Mr. Oglethorpe acquainted the House, That he was directed by the Committee to Move, That an humble Address be presented to His Majesty, That he will be graciously pleased to direct his Attorney-General forthwith to prosecute, in the most effectual manner, the said William Acton, and John Darby, for their said Crimes and Misdemeanours.
And Mr. Oglethorpe Moved the House accordingly.
Resolved, Nemine Contradicente,
That an humble Address be presented to his Majesty, That he will be graciously pleased to direct his Attorney-General forthwith to prosecute, in the most effectual manner, the said William Acton and John Darby, for their said Crimes and Misdemeanours.
That the said Address he presented to His Majesty by such Members of this House as are of His Majesty’s most Honourable Privy-Council.
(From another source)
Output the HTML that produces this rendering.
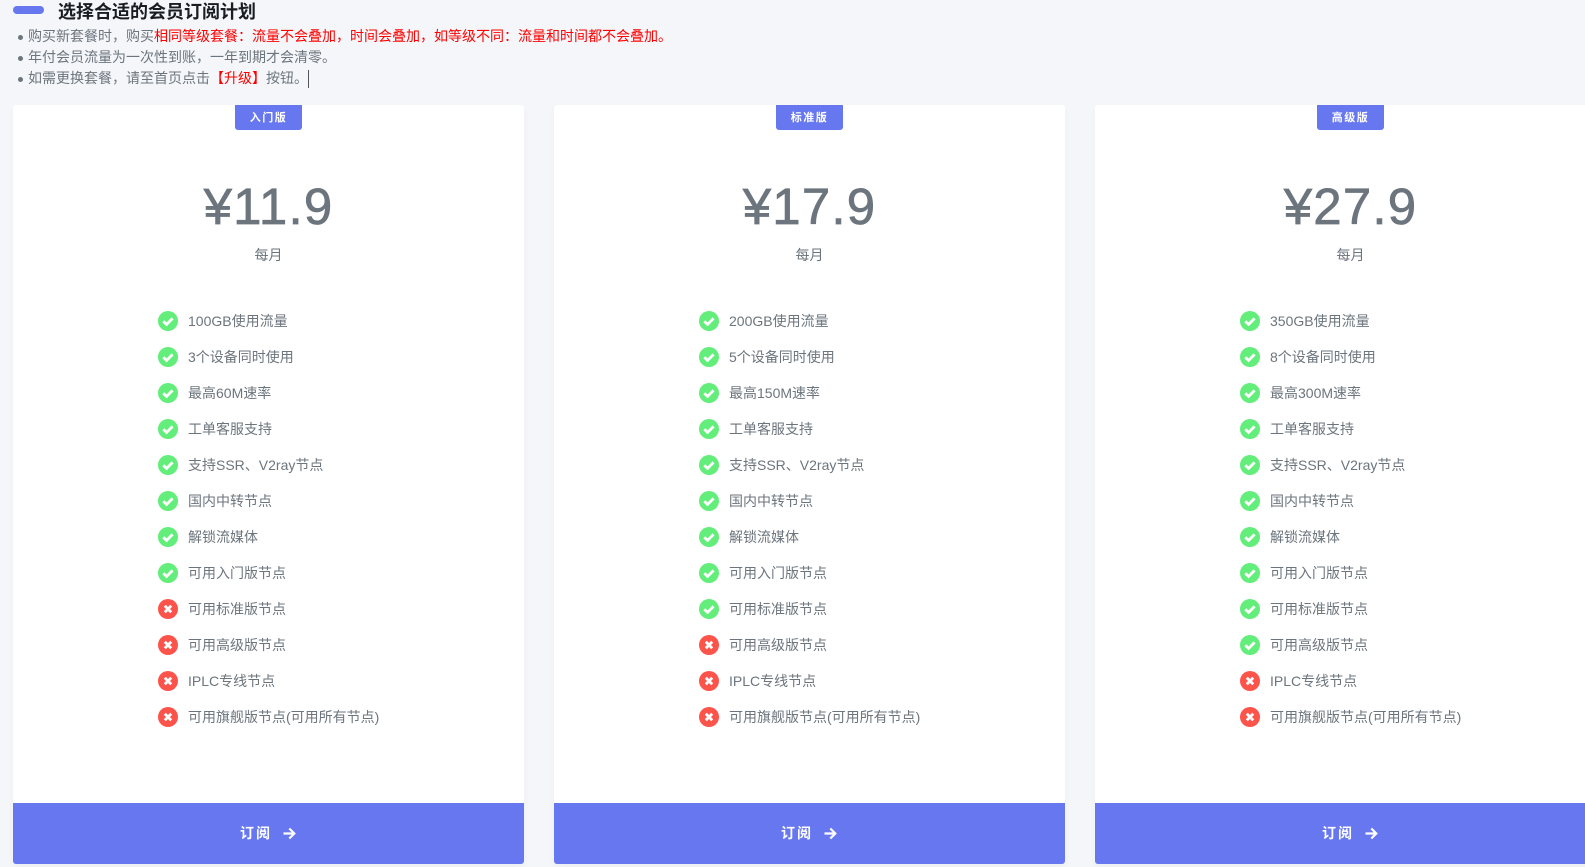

That the Report from the Committee appointed to Enquire into the State of the Goals of this Kingdom (this Day made to the House) in relation to the State of the Prison of the Court of Marshalsea, and of the King’s Palace Court of Westminster; and also of a farther Progress which the Committee had made in their Enquiry into the State of the Fleet Prison, with the Appendixes, and the Resolution of the House thereupon, be Printed, and that Mr. Speaker do appoint the Printing thereof; and that no Person, but such as he shall appoint, do presume to print the same.